The Grey Seas of Jutland
- Author: W. H. Canaway
- Language: English
- Publisher: Hutchinson
- Publication date: 1966
- Publication place: United Kingdom
- Media type: Print (hardback & paperback)
- Pages: 256

= The Grey Seas of Jutland =

Novel about the First World War

The Grey Seas of Jutland is a 1966 novel by W. H. Canaway.

==Plot introduction==
Two cousins, one British and one German, join their country's naval forces and fall in love with the same girl. Their ongoing rivalry comes to a head in the thick of the Great War, when their ships close for action in the Battle of Jutland.

The Author points out that no destroyer named Nilotic took part in the Jutland action, and that no capital ship named Sachsen was involved.

He acknowledges a debt of gratitude to Captain Geoffrey Bennett, Royal Navy.

The book is divided into two major sections; Time Growing and Time Fighting.

==Plot==
At the beginning of the 1900s, George Wynne is growing up in his Father's Herefordshire rectory. He is intended for the Church, but a chance encounter with a sailor sets him on the track of a naval career. George meets his German cousin, Werner Stelling who is inspired by George to also aim for a naval career. They both fall in love with their beautiful but wayward American cousin, Claire Edwardes.

The cousins go through their country's naval colleges and are commissioned. George proposes marriage to Claire, but she evades the issue, eventually confessing to a long-standing sexual affair with a young farmhand on the family estate. George is horrified, but does not tell Claire of his own experience with a prostitute in the London docklands.

George's sister June is married to a local farmer. After the celebrations, Claire's Mother, who is going through a divorce, makes clumsy drunken advances to George. She reveals that Claire has loved only Werner.

By the start of the Great War, George is a Lieutenant, and Werner is a Leutnant zur See.

May 1916 finds George in command of HMS Nilotic, a torpedo destroyer, part of a flotilla steaming out of the Firth of Forth into the North Sea. The flotilla will join the Grand Fleet under Admiral Jellicoe, which will shortly be involved in the Battle of Jutland. Werner is serving aboard the battleship Sachsen, part of the German High Seas Fleet commanded by Admiral Scheer.

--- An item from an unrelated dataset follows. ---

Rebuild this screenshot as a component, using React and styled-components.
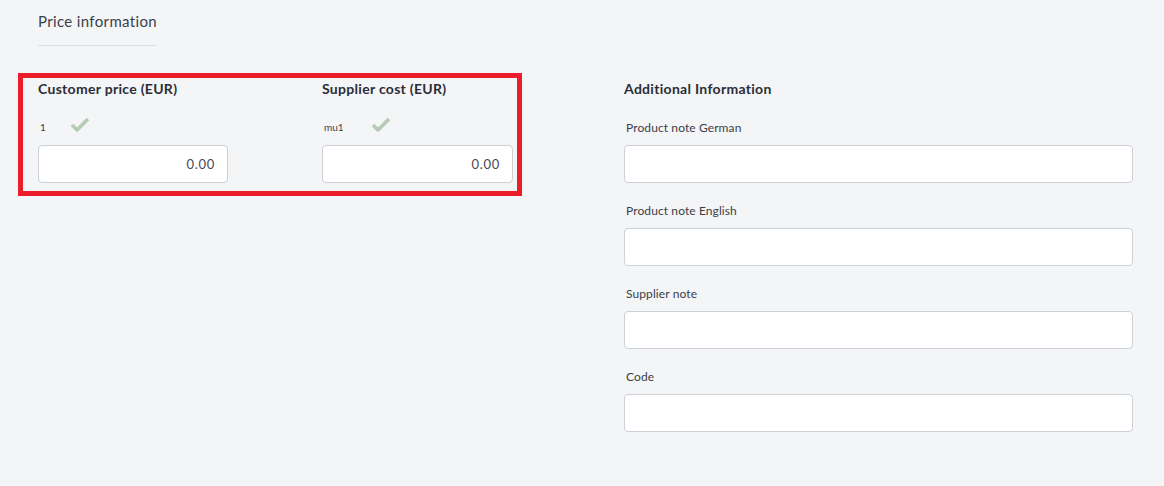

Nilotic is soon in the thick of the fighting. George uses a brief respite to re-read a letter from Claire; she has married another man. Then a lookout spots the Sachsen. Consumed with rage, George deliberately disobeys orders and alters course to intercept the Sachsen. In the ensuing action, both of the ships are critically damaged and most of the George's crew are killed. George is forced to abandon ship, but not before firing his last torpedo at the German ship. Both George and Werner find themselves in the water; George tries to kill Werner with his remaining strength, but fails. The cousins are rescued by a Swedish ship. Headed for internment, a kind of peace is made between them.